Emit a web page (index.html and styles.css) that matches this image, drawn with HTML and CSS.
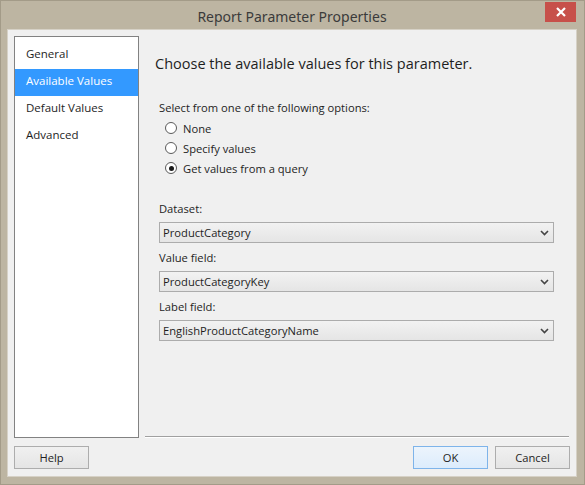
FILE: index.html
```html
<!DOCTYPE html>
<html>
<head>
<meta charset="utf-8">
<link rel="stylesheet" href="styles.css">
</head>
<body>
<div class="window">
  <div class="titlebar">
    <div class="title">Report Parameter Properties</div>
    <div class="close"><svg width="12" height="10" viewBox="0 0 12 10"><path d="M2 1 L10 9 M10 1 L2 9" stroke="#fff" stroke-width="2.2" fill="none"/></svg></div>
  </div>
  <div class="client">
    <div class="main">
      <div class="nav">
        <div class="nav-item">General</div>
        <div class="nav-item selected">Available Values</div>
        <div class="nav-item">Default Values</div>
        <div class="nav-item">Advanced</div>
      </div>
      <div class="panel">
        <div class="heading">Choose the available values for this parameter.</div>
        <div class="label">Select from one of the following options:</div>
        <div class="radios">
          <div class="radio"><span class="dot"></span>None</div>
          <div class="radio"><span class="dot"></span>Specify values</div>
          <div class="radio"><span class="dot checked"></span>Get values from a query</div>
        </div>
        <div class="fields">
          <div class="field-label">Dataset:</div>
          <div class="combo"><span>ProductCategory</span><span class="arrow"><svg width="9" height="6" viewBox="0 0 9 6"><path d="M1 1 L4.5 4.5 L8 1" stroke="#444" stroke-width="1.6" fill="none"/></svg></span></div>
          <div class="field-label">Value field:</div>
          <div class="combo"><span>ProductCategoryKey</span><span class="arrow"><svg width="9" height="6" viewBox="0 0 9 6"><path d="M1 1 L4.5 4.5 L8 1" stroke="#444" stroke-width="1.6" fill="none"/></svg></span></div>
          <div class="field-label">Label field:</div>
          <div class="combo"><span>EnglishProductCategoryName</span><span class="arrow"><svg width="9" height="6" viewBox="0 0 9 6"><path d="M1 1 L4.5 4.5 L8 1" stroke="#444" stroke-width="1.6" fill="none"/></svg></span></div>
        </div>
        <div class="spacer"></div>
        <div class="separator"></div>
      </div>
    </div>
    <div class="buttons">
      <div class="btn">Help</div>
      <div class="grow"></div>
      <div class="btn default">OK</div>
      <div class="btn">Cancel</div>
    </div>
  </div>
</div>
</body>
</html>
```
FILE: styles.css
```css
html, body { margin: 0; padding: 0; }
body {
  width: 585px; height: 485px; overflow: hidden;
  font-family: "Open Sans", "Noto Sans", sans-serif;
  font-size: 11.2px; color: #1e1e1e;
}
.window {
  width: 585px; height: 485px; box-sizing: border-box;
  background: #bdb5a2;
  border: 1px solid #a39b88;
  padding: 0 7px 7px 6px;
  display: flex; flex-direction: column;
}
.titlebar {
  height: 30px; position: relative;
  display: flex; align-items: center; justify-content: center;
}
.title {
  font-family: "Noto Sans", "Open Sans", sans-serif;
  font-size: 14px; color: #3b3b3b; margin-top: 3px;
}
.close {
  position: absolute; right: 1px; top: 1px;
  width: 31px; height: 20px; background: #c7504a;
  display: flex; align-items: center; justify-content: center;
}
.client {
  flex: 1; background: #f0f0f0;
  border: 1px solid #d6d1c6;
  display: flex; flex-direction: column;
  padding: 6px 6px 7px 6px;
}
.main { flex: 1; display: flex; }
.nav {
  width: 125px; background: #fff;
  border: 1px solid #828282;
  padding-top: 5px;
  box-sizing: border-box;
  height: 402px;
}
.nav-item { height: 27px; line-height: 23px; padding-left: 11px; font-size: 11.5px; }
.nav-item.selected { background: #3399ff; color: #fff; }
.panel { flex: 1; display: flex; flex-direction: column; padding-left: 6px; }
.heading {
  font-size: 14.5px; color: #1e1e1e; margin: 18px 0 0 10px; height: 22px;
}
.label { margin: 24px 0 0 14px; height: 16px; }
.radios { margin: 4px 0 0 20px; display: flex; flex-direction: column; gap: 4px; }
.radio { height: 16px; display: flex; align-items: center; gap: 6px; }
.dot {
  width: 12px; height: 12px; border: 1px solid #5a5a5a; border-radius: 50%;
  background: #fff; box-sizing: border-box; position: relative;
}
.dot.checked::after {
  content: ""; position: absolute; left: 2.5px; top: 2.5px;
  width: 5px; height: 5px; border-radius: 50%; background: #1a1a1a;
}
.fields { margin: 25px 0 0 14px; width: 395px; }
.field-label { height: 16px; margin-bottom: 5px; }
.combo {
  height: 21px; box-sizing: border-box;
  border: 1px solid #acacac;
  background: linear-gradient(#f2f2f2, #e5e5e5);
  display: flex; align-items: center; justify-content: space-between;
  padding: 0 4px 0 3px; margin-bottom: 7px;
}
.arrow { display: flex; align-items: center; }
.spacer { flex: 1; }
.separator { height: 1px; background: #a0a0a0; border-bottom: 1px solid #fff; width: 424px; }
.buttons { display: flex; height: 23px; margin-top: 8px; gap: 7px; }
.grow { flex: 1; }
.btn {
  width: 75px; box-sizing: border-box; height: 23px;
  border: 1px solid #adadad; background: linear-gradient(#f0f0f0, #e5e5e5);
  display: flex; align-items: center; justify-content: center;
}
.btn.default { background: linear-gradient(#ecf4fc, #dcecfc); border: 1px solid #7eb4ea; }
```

────────────────────

:: Requirements ::
Identify each line holding the string "index", and copy it out.

:: Reply ::
Emit a web page (index.html and styles.css) that matches this image, drawn with HTML and CSS.
FILE: index.html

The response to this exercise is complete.